Obtaining a three-phase feed in a household situation (in a legal manner) will almost always be discouragingly costly, and mostly pointless... unfortunately!

It is unfortunate indeed that residential customers cannot easily get three-phase power--if you're a collector of vintage computer equipment, you will find that some devices require three phase to run the fans and motors. Our old Digital TU78 tape drive needed it, for instance, and I know lots of other mainframes and such needed it.

I have read about things you can use to convert two-phase to three-phase, but they're not for the amateur electrician.

Three phase power is the method by which electrical power is generated, transmitted, and in some cases, consumed.
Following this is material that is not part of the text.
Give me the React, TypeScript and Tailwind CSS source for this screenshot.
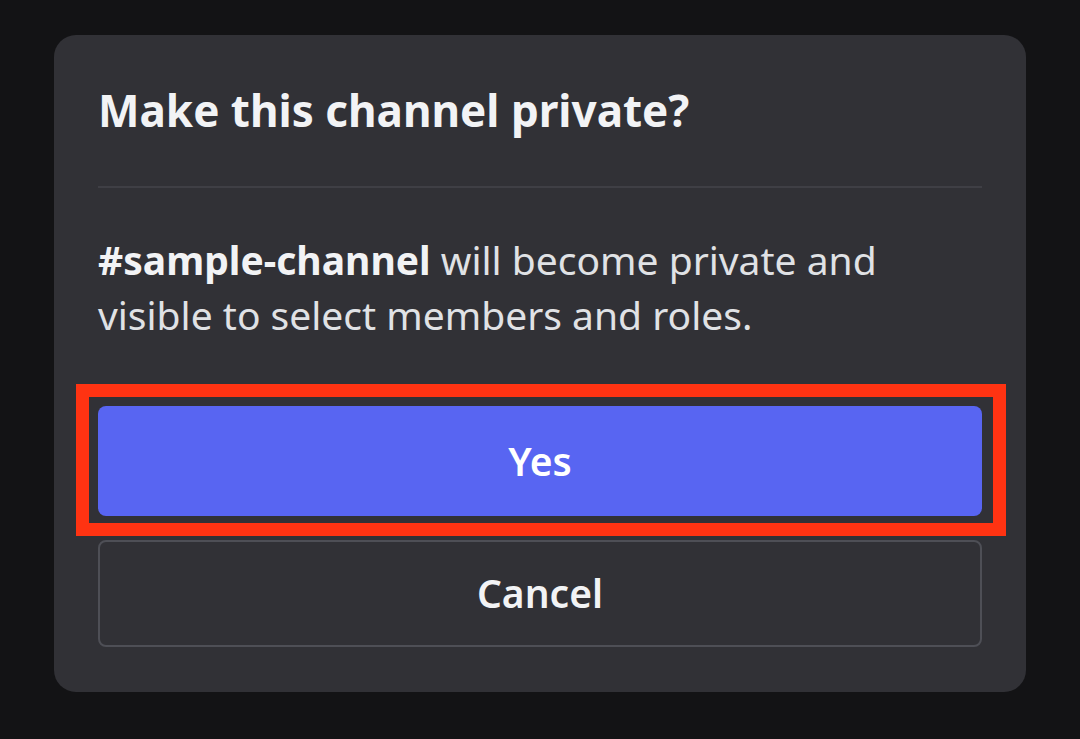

As you may already know, alternating current reverses polarity 60 or 50 times a second, depending on where you are. If you plot the voltage as Y on a graph with the time being X, you will get a sine wave. Three phase power can be thought of as three different sine waves which are 120 degrees apart.
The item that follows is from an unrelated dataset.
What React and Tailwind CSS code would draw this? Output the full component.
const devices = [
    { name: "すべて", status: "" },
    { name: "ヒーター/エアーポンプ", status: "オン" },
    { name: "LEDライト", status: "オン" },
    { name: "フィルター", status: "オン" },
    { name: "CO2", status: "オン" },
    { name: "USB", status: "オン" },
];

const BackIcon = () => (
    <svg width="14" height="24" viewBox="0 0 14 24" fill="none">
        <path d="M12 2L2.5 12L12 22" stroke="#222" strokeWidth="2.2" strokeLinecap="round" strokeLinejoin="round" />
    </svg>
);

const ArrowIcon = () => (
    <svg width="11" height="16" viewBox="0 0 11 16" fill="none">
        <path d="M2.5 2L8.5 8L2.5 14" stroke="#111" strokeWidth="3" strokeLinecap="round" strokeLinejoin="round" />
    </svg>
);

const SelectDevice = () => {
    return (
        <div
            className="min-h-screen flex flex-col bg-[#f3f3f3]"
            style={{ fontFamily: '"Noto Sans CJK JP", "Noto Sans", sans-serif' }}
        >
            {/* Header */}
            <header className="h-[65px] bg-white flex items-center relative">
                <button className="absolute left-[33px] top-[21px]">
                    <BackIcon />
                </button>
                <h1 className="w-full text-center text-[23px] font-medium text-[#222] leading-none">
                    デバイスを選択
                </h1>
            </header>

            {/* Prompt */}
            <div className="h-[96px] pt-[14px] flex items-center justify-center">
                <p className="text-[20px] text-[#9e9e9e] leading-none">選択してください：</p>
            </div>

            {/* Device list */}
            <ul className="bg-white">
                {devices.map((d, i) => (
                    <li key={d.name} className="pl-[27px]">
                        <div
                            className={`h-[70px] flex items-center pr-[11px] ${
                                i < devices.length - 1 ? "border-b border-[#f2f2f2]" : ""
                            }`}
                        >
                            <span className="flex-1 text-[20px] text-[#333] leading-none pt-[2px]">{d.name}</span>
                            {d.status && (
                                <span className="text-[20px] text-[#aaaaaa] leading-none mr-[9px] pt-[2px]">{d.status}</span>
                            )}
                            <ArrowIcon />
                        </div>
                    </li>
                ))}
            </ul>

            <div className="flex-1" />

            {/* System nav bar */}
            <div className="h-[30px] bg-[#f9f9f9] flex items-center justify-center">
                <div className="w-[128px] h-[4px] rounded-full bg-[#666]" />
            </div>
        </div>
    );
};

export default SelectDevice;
Three phase power is used because it is more efficient to generate and use. For instance, let's say you have a generator that is putting out single-phase power, that is, one waveform. For every revolution of the generator's rotor, you will only be converting mechanical energy into electrical energy part-time, IE, when the output voltage is non-zero. The waveform will only reach its peaks every 1/120th of a second; the rest of the time, output power will be sub-optimal, and the turbine won't be evenly loaded.
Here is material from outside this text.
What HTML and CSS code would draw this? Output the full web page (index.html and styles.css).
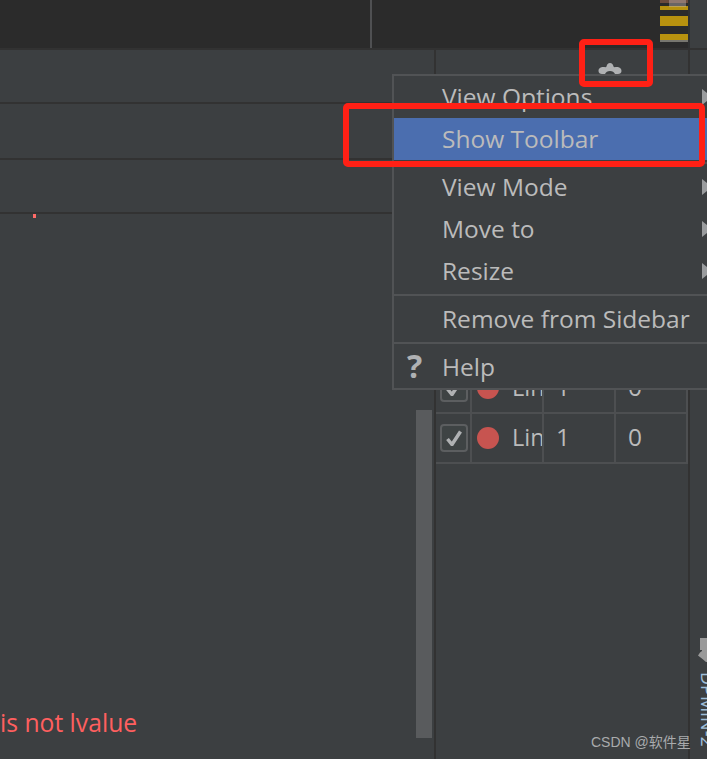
FILE: index.html
```html
<!DOCTYPE html>
<html lang="en">
<head>
<meta charset="utf-8">
<title>Sidebar menu</title>
<link rel="stylesheet" href="styles.css">
</head>
<body>
<div class="window">
  <header class="topbar">
    <div class="top-left"></div>
    <div class="top-mid">
      <div class="stripes">
        <i class="s-brown"></i><i class="s-y1"></i><i class="s-y2"></i><i class="s-y3"></i><i class="s-gray"></i>
        <i class="s-over"></i>
      </div>
    </div>
    <div class="top-side"></div>
  </header>
  <main class="body">
    <section class="editor">
      <div class="ed-row r1"></div>
      <div class="ed-row r2"></div>
      <div class="ed-row r3"></div>
      <div class="ed-rest">
        <i class="red-tick"></i>
        <div class="error">is not lvalue</div>
        <div class="scrollbar"></div>
      </div>
    </section>
    <section class="panel">
      <div class="table">
        <div class="t-row">
          <div class="c c-check"><span class="box"><svg viewBox="0 0 16 16" class="tick"><path d="M1.5 9l4.5 5.5L14.5 1.5" /></svg></span></div>
          <div class="c c-dot"><span class="dot"></span></div>
          <div class="c c-name">Lin</div>
          <div class="c c-num">1</div>
          <div class="c c-num">0</div>
        </div>
        <div class="t-row">
          <div class="c c-check"><span class="box"><svg viewBox="0 0 16 16" class="tick"><path d="M1.5 9l4.5 5.5L14.5 1.5" /></svg></span></div>
          <div class="c c-dot"><span class="dot"></span></div>
          <div class="c c-name">Lin</div>
          <div class="c c-num">1</div>
          <div class="c c-num">0</div>
        </div>
      </div>
    </section>
    <aside class="side">
      <svg class="side-icon" viewBox="0 0 9 24"><path d="M2 0h7v24H8L4.500 21 0 17.500 2 14.500 4 13V12H2z" /></svg>
      <span class="side-label">DPMIN-2</span>
    </aside>
  </main>

  <svg class="wrench" viewBox="0 0 24 11"><path d="M.5 8C.5 5 3 4 5 4c2 0 3 .5 3.500-.5C9 1.500 10 0 12 0s3 1.500 3.500 3.500C16 4.500 17 4 19 4c2 0 4.500 1 4.500 4 0 2-1.500 3-3.500 3h-3c-1-2-2.500-3-5-3s-4 1-5 3H4c-2 0-3.500-1-3.500-3z" /></svg>

  <nav class="menu">
    <div class="item"><span>View Options</span><b class="arrow"></b></div>
    <div class="item active"><span>Show Toolbar</span></div>
    <div class="sep"></div>
    <div class="item"><span>View Mode</span><b class="arrow"></b></div>
    <div class="item"><span>Move to</span><b class="arrow"></b></div>
    <div class="item"><span>Resize</span><b class="arrow"></b></div>
    <div class="sep"></div>
    <div class="item"><span>Remove from Sidebar</span></div>
    <div class="sep"></div>
    <div class="item"><em class="q">?</em><span>Help</span></div>
  </nav>

  <div class="mark mark-icon"></div>
  <div class="mark mark-item"></div>
  <div class="watermark">CSDN @软件星</div>
</div>
</body>
</html>
```
FILE: styles.css
```css
* { box-sizing: border-box; }
html, body { margin: 0; padding: 0; }
body { background: #3c3f41; }
.window {
  position: relative;
  width: 707px;
  height: 759px;
  overflow: hidden;
  background: #3c3f41;
  font-family: "Open Sans", "Noto Sans", sans-serif;
  color: #bbbbbb;
}
.topbar { display: flex; height: 50px; border-bottom: 2px solid #323232; }
.top-left { width: 372px; background: #2b2b2b; border-right: 2px solid #4f5052; }
.top-mid { flex: 1; background: #2b2b2b; display: flex; justify-content: flex-end; }
.top-side { width: 19px; background: #3c3f41; border-left: 2px solid #2f3132; }
.stripes { width: 28px; position: relative; display: flex; flex-direction: column; }
.stripes i { display: block; background: #b8920f; }
.stripes .s-brown { height: 3px; background: #6b4a3c; }
.s-y1 { height: 4px; margin-top: 3px; }
.s-y2 { height: 10px; margin-top: 6px; }
.s-y3 { height: 6px; margin-top: 8px; }
.stripes .s-gray { height: 2px; background: #77766f; }
.stripes .s-over { position: absolute; left: 9px; top: 0; width: 17px; height: 7px; background: rgba(200, 190, 190, 0.4); }

.body { display: flex; height: 709px; }
.editor { width: 436px; display: flex; flex-direction: column; border-right: 2px solid #323232; }
.ed-row { border-bottom: 2px solid #323232; }
.r1 { height: 54px; }
.r2 { height: 56px; }
.r3 { height: 54px; }
.ed-rest { flex: 1; position: relative; }
.red-tick { position: absolute; left: 33px; top: 0; width: 3px; height: 4px; background: #ff6b68; }
.error { position: absolute; left: 0; top: 492px; font-size: 24.7px; line-height: 34px; color: #ff5f5f; white-space: nowrap; }
.scrollbar { position: absolute; left: 416px; top: 196px; width: 16px; height: 328px; background: #595b5d; }

.panel { width: 254px; padding-top: 314px; border-right: 2px solid #323232; }
.t-row { display: flex; height: 50px; border-bottom: 2px solid #4d4f51; }
.c { display: flex; align-items: center; border-right: 2px solid #4d4f51; font-size: 24.5px; height: 100%; }
.c-check { width: 36px; padding-left: 4px; }
.c-dot { width: 36px; padding-left: 5px; border-right: 0; }
.c-name { width: 36px; padding: 0 0 3px 4px; overflow: hidden; font-size: 23.5px; }
.c-num { width: 72px; padding: 0 0 3px 12px; }
.box { display: flex; align-items: center; justify-content: center; width: 28px; height: 28px; border: 2px solid #5c5e60; border-radius: 4px; background: #3e4344; }
.tick { width: 16px; height: 16px; fill: none; stroke: #afb1b3; stroke-width: 3.5; }
.dot { display: block; width: 22px; height: 22px; border-radius: 50%; background: #c75450; }
.side { flex: 1; position: relative; }
.side-icon { position: absolute; left: 8px; top: 588px; width: 9px; height: 24px; fill: #9a9a9a; }
.side-label { position: absolute; left: 6px; top: 622px; writing-mode: vertical-rl; font-size: 18px; color: #9fbdd8; white-space: nowrap; }

.wrench { position: absolute; left: 598px; top: 63px; width: 24px; height: 11px; fill: #afb1b3; }
.menu {
  position: absolute;
  left: 392px;
  top: 74px;
  width: 320px;
  height: 316px;
  background: #3c3f41;
  border: 2px solid #515355;
}
.item { position: relative; display: flex; align-items: center; height: 42px; padding-left: 48px; font-size: 24.5px; line-height: 42px; white-space: nowrap; }
.item.active { background: #4b6eaf; }
.sep { height: 6px; display: flex; align-items: center; }
.sep::before { content: ""; display: block; width: 100%; height: 2px; background: #515355; }
.arrow { position: absolute; left: 308px; top: 13px; width: 0; height: 0; border-left: 10px solid #9a9c9e; border-top: 8px solid transparent; border-bottom: 8px solid transparent; }
.q { position: absolute; left: 13px; top: -1px; font-style: normal; font-weight: 700; font-size: 32px; color: #afb1b3; }

.mark { position: absolute; border: 6px solid #ff2015; border-radius: 5px; }
.mark-icon { left: 579px; top: 39px; width: 74px; height: 48px; }
.mark-item { left: 343px; top: 103px; width: 362px; height: 64px; }
.watermark { position: absolute; left: 591px; top: 733px; font-size: 14px; line-height: 18px; color: #a9abad; font-family: "Liberation Sans", "Noto Sans CJK SC", sans-serif; white-space: nowrap; }
```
Enter three-phase power. If you look at a plot of all three phases, you will notice that at any given moment in time, one of the phases is nearing a peak. This means that a three phase generator will be converting mechanical energy into electrical output nearly 100% of the time, resulting in much more even loading of the turbine and better use of the generator's capability.

The same holds true for electric motors. A single-phase motor's power output varies wildly 120 times a second. This results in a lot of vibration. A three phase motor will run much smoother since almost full power is available from at least one phase most of the time.

Three phase power can be wired in one of two ways. There's WYE, in which the phases are connected in a "Y" shape with common neutral, and Delta, where the phases are connected in series, like a triangle. Delta arrangements are common in high voltage power line distribution, whereas WYE is more common in low voltage distribution within a building.

Residential and small business electrical installations are generally single-phase; one of the three phases on the utility poles is tapped by a transformer, providing a single low voltage phase. Three phase power is rarely needed outside industry because it's not cost-effective for small loads.

Three-phase power, or polyphase power is indeed distributed from the power company with three hot wires (with voltages 120 degrees out of phase) and a smaller, neutral wire, which is the ground.

Assuming a "balanced" load, the instantaneous power delivered to the load is constant in time, as opposed to pulsating with a single-phase power source. This is one of the attractions of three-phase power.

The typical three-phase power connections are the wye and the delta connections. These are the two "canonical" balanced connections that you often see in textbooks.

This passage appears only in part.